In Israel, connected cows give four times the milk of the average bovine. In Northern Canada, mines run safer and save millions on energy due to sensors tracking both employees and environmental conditions.
The value people and businesses can derive from Internet-connected things and the data being driven from those things is already everywhere. And it’s only going to scale up from here.
Earlier this year, the McKinsey Global Institute looked at 150 specific applications of the Internet of Things (IoT) that are either already commonplace or likely will be within ten years, and decided that by 2025, those IoT applications will drive at least $3.9 trillion a year in incremental economic impact, at the very least. Want to take the glass-half-full view? Try a whopping $11.1 trillion in additional value created.
The ability to cheaply put sensors and processing in just about anything, and connect any point of data to those who need to know that information in real time, has the potential to introduce unprecedented changes in the way we do business and the way we live our lives. From the home to the city, from agriculture to transportation, every sector of industry and every thing in each of our lives can be transformed, some in ways we can’t even begin to imagine today.
To make the most of the opportunity, every company will have to realize that it’s a data and analytics company. The most important benefits of pursuing an IoT strategy come from the ability to collect and analyze data within the enterprise, and to act quickly on that data. This means new challenges for both IT and business leaders.
IoT is about much more than IT, but there’s no doubt that IT plays an important role in any IoT strategy. IT will be tasked with making the connections between sensors and central decision-making systems, and as a result, the bailiwick of IT expands well beyond the familiar data centre and wiring closet. IT will have to become more embedded into virtually all aspects of the business, and forge particularly strong connections with operations, as much of the value of IoT is located at the intersection of technology and business processes.

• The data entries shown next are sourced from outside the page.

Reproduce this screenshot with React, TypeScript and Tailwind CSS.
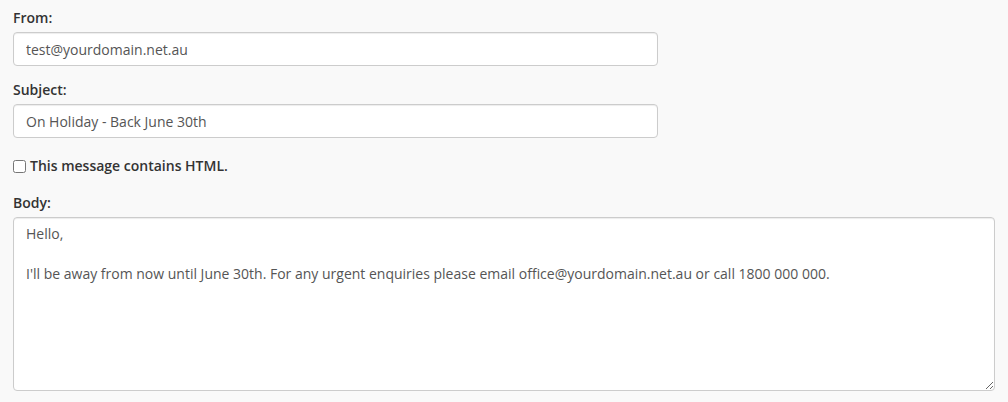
import { useState } from "react";

const body =
  "Hello,\n\nI'll be away from now until June 30th. For any urgent enquiries please email office@yourdomain.net.au or call 1800 000 000.";

const inputCls =
  "block h-[34px] w-[645px] rounded-[4px] border border-[#cccccc] bg-white px-3 text-[14px] leading-[20px] text-[#555555] shadow-[inset_0_1px_1px_rgba(0,0,0,0.075)] outline-none";

export default function App() {
  const [from, setFrom] = useState("test@yourdomain.net.au");
  const [subject, setSubject] = useState("On Holiday - Back June 30th");
  const [isHtml, setIsHtml] = useState(false);
  const [text, setText] = useState(body);

  return (
    <div className="min-h-[402px] bg-[#f9f9f9] px-[13px] pt-[9px] font-['Open_Sans',sans-serif] text-[14px] text-[#333333]">
      <div className="mb-[15px]">
        <label className="mb-[5px] block leading-[18px] font-semibold">From:</label>
        <input className={inputCls} value={from} onChange={(e) => setFrom(e.target.value)} />
      </div>

      <div className="mb-[15px]">
        <label className="mb-[5px] block leading-[18px] font-semibold">Subject:</label>
        <input className={inputCls} value={subject} onChange={(e) => setSubject(e.target.value)} />
      </div>

      <label className="mb-[15px] flex h-[26px] items-center gap-[4px] font-semibold leading-[18px]">
        <input
          type="checkbox"
          className="m-0 h-[13px] w-[13px]"
          checked={isHtml}
          onChange={(e) => setIsHtml(e.target.checked)}
        />
        This message contains HTML.
      </label>

      <div>
        <label className="mb-[5px] block leading-[18px] font-semibold">Body:</label>
        <textarea
          className="block h-[174px] w-full rounded-[4px] border border-[#cccccc] bg-white px-3 py-[6px] text-[14px] leading-[20px] text-[#555555] shadow-[inset_0_1px_1px_rgba(0,0,0,0.075)] outline-none"
          value={text}
          onChange={(e) => setText(e.target.value)}
        />
      </div>
    </div>
  );
}
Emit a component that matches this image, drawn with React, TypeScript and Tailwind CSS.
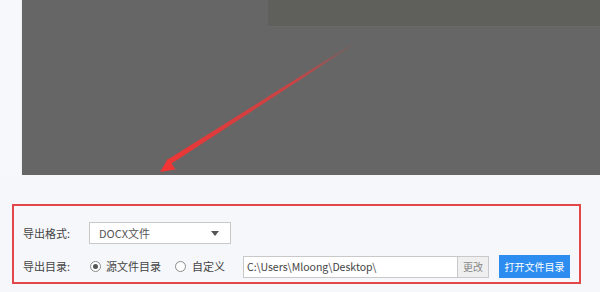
const font = { fontFamily: '"Noto Sans CJK SC", "Noto Sans", sans-serif' };

const Radio = ({ checked }: { checked?: boolean }) => (
  <span className="flex h-[11px] w-[11px] items-center justify-center rounded-full border border-[#8a8a8a] bg-white">
    {checked && <span className="h-[5px] w-[5px] rounded-full bg-[#555]" />}
  </span>
);

export default function App() {
  return (
    <div className="flex h-[292px] w-[600px] flex-col overflow-hidden bg-[#f5f7fa] text-[#444]" style={font}>
      <div className="flex h-[175px]">
        <div className="w-[22px] border-r border-[#eef0f3] bg-[#f6f8fb]" />
        <div className="relative flex-1 bg-[#666666]">
          <div className="ml-[246px] h-[27px] border-b border-[#6a6a6a] bg-[#5f5f5c]" />
          {/* annotation arrow */}
          <svg className="absolute left-0 top-0" width="578" height="175" viewBox="0 0 578 175">
            <defs>
              <linearGradient id="ar" x1="333" y1="42" x2="140" y2="172" gradientUnits="userSpaceOnUse">
                <stop offset="0" stopColor="#e8393a" stopOpacity="0" />
                <stop offset="0.3" stopColor="#e8393a" stopOpacity="0.75" />
                <stop offset="1" stopColor="#ef3535" />
              </linearGradient>
            </defs>
            <polygon points="333,42 334,43.2 148,164.5 145,160" fill="url(#ar)" />
            <polygon points="138,172 146,158.5 150,164 153.5,169.5" fill="#ef3535" />
          </svg>
        </div>
      </div>

      <div className="ml-[12px] mt-[29px] h-[80px] w-[569px] border-2 border-[#e2474a] px-[9px] pt-[16px] text-[11px]">
        <div className="flex h-[22px] items-center">
          <span className="w-[66px]">导出格式:</span>
          <div className="flex h-[22px] w-[142px] items-center justify-between border border-[#c9c9c9] bg-white pl-[9px] pr-[11px] text-[#555]">
            <span>DOCX文件</span>
            <span className="h-0 w-0 border-x-[4px] border-t-[5px] border-x-transparent border-t-[#555]" />
          </div>
        </div>

        <div className="mt-[11px] flex h-[23px] items-center">
          <span className="w-[67px]">导出目录:</span>
          <Radio checked />
          <span className="ml-[5px]">源文件目录</span>
          <span className="ml-[14px]">
            <Radio />
          </span>
          <span className="ml-[6px]">自定义</span>
          <div className="ml-[18px] flex h-[22px] w-[246px] items-stretch border border-[#c9c9c9] bg-white">
            <span className="flex flex-1 items-center pl-[3px] text-[10.5px] text-[#444]">C:\Users\Mloong\Desktop\</span>
            <span className="flex w-[31px] items-center justify-center border-l border-[#c9c9c9] bg-[#efefef] text-[10px] text-[#888]">
              更改
            </span>
          </div>
          <button className="ml-[10px] flex h-[23px] w-[71px] items-center justify-center bg-[#2d8cf0] text-[10px] text-white">
            打开文件目录
          </button>
        </div>
      </div>
    </div>
  );
}
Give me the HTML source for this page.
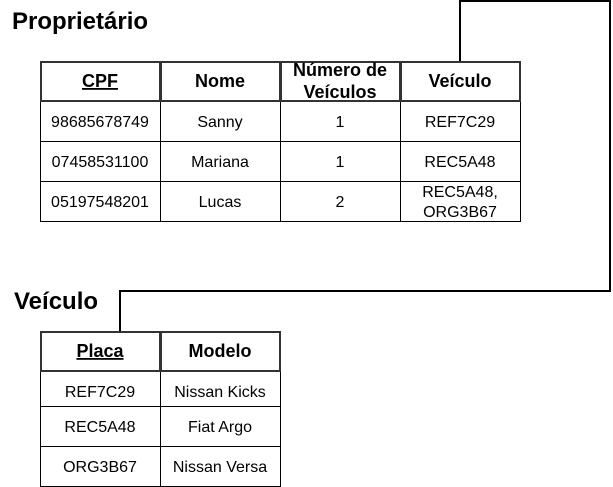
<!DOCTYPE html><html><head><style>html,body{margin:0;padding:0;background:#fff;width:613px;height:487px;overflow:hidden}svg{display:block}text{font-family:"Liberation Sans",sans-serif;fill:#000}</style></head><body>
<svg width="613" height="487" xmlns="http://www.w3.org/2000/svg">
<path d="M460 61 V1 H610 V291 H120 V331" fill="none" stroke="#000" stroke-width="2"/>
<text x="12" y="29" font-size="24" font-weight="bold">Proprietário</text>
<text x="14" y="309" font-size="24" font-weight="bold">Veículo</text>
<g stroke="#000" stroke-width="1" fill="none">
<rect x="40.5" y="101.5" width="480" height="120"/>
<line x1="40" y1="141.5" x2="520" y2="141.5"/><line x1="40" y1="181.5" x2="520" y2="181.5"/>
<line x1="160.5" y1="101" x2="160.5" y2="221"/><line x1="280.5" y1="101" x2="280.5" y2="221"/><line x1="400.5" y1="101" x2="400.5" y2="221"/>
<rect x="40.5" y="371.5" width="240" height="115"/>
<line x1="40" y1="406.5" x2="280" y2="406.5"/><line x1="40" y1="446.5" x2="280" y2="446.5"/>
<line x1="160.5" y1="371" x2="160.5" y2="486"/>
</g>
<g stroke="#333" stroke-width="2" fill="none">
<rect x="41" y="62" width="119" height="39"/><rect x="161" y="62" width="119" height="39"/><rect x="281" y="62" width="119" height="39"/><rect x="401" y="62" width="119" height="39"/>
<rect x="41" y="332" width="119" height="39"/><rect x="161" y="332" width="119" height="39"/>
</g>
<g font-size="18" font-weight="bold" text-anchor="middle">
<text x="100" y="87" text-decoration="underline">CPF</text><text x="220" y="87">Nome</text>
<text x="340" y="76">Número de</text><text x="340" y="98">Veículos</text><text x="460" y="87">Veículo</text>
<text x="100" y="357" text-decoration="underline">Placa</text><text x="220" y="357">Modelo</text>
</g>
<g font-size="16" text-anchor="middle">
<text x="100" y="127">98685678749</text><text x="220" y="127">Sanny</text><text x="340" y="127">1</text><text x="460" y="127">REF7C29</text>
<text x="100" y="167">07458531100</text><text x="220" y="167">Mariana</text><text x="340" y="167">1</text><text x="460" y="167">REC5A48</text>
<text x="100" y="207">05197548201</text><text x="220" y="207">Lucas</text><text x="340" y="207">2</text><text x="460" y="197">REC5A48,</text><text x="460" y="217">ORG3B67</text>
<text x="100" y="397">REF7C29</text><text x="220" y="397">Nissan Kicks</text>
<text x="100" y="432">REC5A48</text><text x="220" y="432">Fiat Argo</text>
<text x="100" y="472">ORG3B67</text><text x="220" y="472">Nissan Versa</text>
</g>
</svg></body></html>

Companies will have to embrace the idea of sharing data. Today, the most valuable data is centralized at the fingertips of the C-suite. But when that data is being collected and disseminated in real time to influence business-shaping decisions on the fly, that data will have to be more readily available to the people, and systems that will make the decisions. The executive crowd will have to get used to the idea that sometimes, they have to cede decision-making authority to the machine which can analyze data and trends so much faster than any human. At the same time, timely human oversight is still a very real necessity – even the best autopilot system still needs highly-trained pilots on the flight deck to ensure it’s not making incorrect conclusions or acting on misleading data.
With data becoming the “crown jewels” of an organization, companies will need to rethink how they handle securing that data, and the impacts of privacy and other data governance requirements on how data is handled, acted upon, and stored for later review.
Businesses will have to be willing to challenge themselves, and accept that the IoT journey is perhaps one of those journeys without a final destination. Every advantage gained from a new way of using a point of data can lead to myriad more by using that new data point with others in new and novel ways. Businesses must be willing to challenge themselves to find new and novel data points to collect, and to rapidly change their business processes to take advantage of newly-gained insights from that data.
The power of interconnecting everything in many ways we haven’t even thought of next could be one of the biggest transformations businesses have faced since industrialization, and the economic value created by connecting things and processes has the potential to dwarf the economic value created by the Internet in connecting people.